It’s always somebody else’s fault.
“It’s the white man’s fault. It’s the black man’s fault. It’s the rich people. It’s the poor. It’s the immigrant. It’s the citizen. It’s the Republicans. It’s the Democrats. It’s the Muslims. It’s the Christians’. It’s the Jews. It’s the unemployed. It’s the employers.”
You see where it goes.
Round and round and round and round it goes and where it stops everybody knows.
It stops (or rather continues) in the cycle of violence.
If the problem is somebody else’s fault (you can see the logic) then that other person or group of people have to be destroyed.
So the rampage and the revolutions begin. So the incarcerations and torture begin. So the wars and rumors of wars. So the beheadings and crucifixions continue.
Now consider the Christian remedy.
The very first thing you must do to be a disciple of Christ is to say, “It is my fault. Mea Culpa. Mea Culpa. Mea Maxima Culpa”
Repentance is this brilliant and most amazingly original virtue that counters the original sin.
The original sin is pride that says,, “It is not my fault!”
The original virtue is “My bad. Yes. It is my fault. I am not only going to take the blame. I am going to take the responsibility to put things right.”
Where in the violence in Ferguson–or anywhere else in the world–do we hear anyone saying, “I’m wrong, and I’m going to do something about it”?
This is the genius of true Christianity and this is what we call “faith”. That a person steps out of the safe little boat of blaming others to walk on the waves of talking the blame. Repentance as risk.

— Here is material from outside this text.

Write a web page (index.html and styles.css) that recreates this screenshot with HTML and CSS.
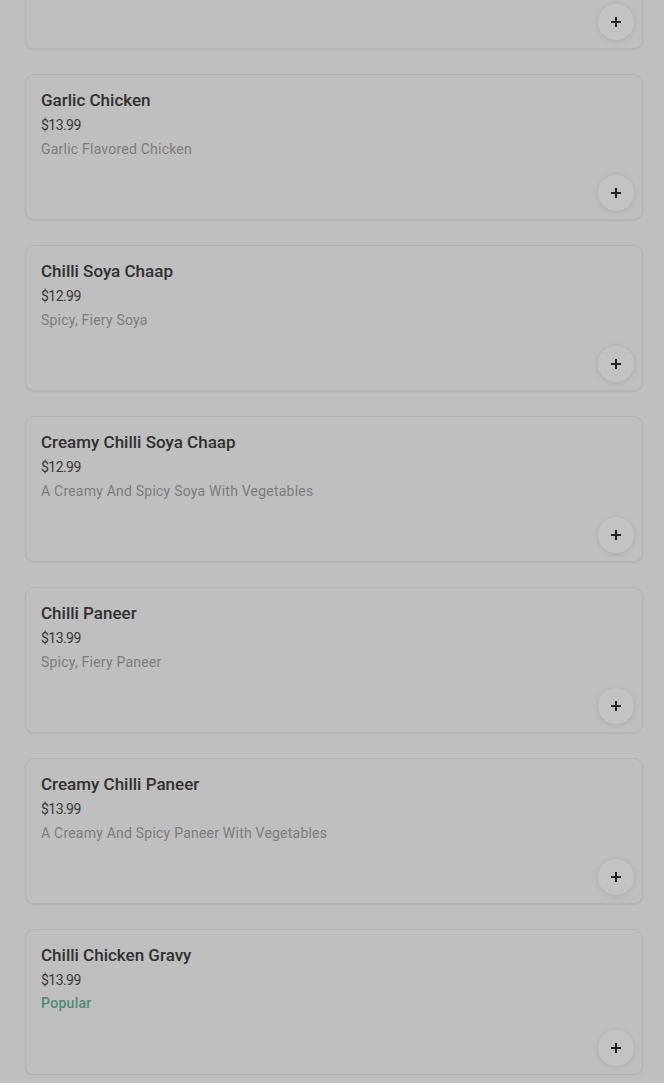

Where do we find the example and the support to take such a risk? By the transaction of faith whereby we look to Jesus Christ ad say, “I want to be like that. I want to be one of the ones who takes the blame and takes the responsibility. I want to be like that and claim that strength and know that Spirit.”
People like that are rare. People like that live life in a different dimension. People like that are amazingly converted people, and when we once meet someone like that we know for sure that Christ is alive in the world because his willingness to take the blame, take the responsibility and bear the cross is alive in them.
So see the blazing hell of Ferguson and see the fires below where those who lodge there cry eternally, “It was not my fault! It was not my fault!”